Der EuGH beschäftigt sich schon länger mit Polens Justiz: Erst im Oktober wurde Polen zu Strafzahlungen verurteilt, weil es ein früheres Urteil zur umstrittenen Justizreform nicht umgesetzt hatte.

Horst Galuschka

Die Kriminalisierung von Flüchtlingshelfern in Ungarn ist laut einem Urteil des Europäischen Gerichtshofs rechtswidrig. Ein entsprechendes Gesetz der rechtsnationalen Regierung von Ministerpräsident Viktor Orbán verstoße gegen EU-Recht, urteilten die EuGH-Richter am Dienstag.

Konkret geht es um das sogenannte "Stop-Soros-Gesetz", das die rechte Regierung von Viktor Orbán 2018 eingeführt hatte. Es kriminalisiert Aktivisten und Mitarbeiter von NGOs, die Asylbewerber unterstützen, die nach ungarischen Kriterien wohl nicht schutzberechtigt sind. Dadurch werde das Recht der Asylbewerber beschnitten, "mit den einschlägigen nationalen, internationalen und nichtstaatlichen Organisationen zu kommunizieren und von diesen Unterstützung zu erhalten", argumentiert die EU-Kommission.

Auch die Regelung, wonach ein Asylantrag zurückgewiesen werden kann, wenn der Antragsteller über ein "sicheres Transitland" einreist, wurde als rechtswidrig eingestuft. Der EuGH stellte bereits mehrfach fest, dass grundlegende Teile der ungarischen Asylpolitik gegen EU-Recht verstoßen.

Macht von Polens Justizminister unvereinbar

Für unzulässig erklärte der EuGH am Dienstag auch eine Regelung im polnischen Justizsystem. Die Richter urteilten, dass es gegen EU-Recht verstoße, dass der Justizminister, der gleichzeitig Generalstaatsanwalt ist, Richter an höhere Strafgerichte abordnen und eine solche Abordnung jederzeit beenden könne.

Die Regelung führe dazu, dass die abgeordneten Richter während der Dauer der Abordnung nicht über die Garantien und die Unabhängigkeit verfügen, über die ein Richter in einem Rechtsstaat normalerweise verfügen müsse, teilte der EuGH mit.
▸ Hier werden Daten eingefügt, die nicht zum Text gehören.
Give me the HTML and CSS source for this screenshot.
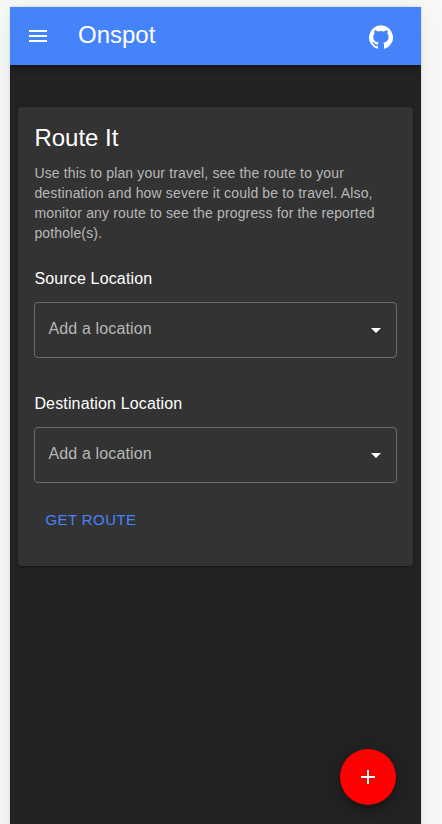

Nach dem Urteil ist es demnach nicht ausgeschlossen, dass die Regelung als Instrument zur politischen Kontrolle des Inhalts justizieller Entscheidungen eingesetzt wird.

Altes Urteil nicht umgesetzt

Erst im Oktober hatte der EuGH Polen zur Zahlung eines täglichen Zwangsgelds von einer Million Euro verurteilt, weil es ein früheres Urteil zu Justizreformen nicht umgesetzt hatte. Konkret ging es insbesondere um die Anordnung, die Arbeit der Disziplinarkammer zur Bestrafung von Richtern zu stoppen. Die Tätigkeit ist nach EuGH-Entscheidungen nicht mit EU-Regeln zur Unabhängigkeit und Unparteilichkeit der Justiz vereinbar.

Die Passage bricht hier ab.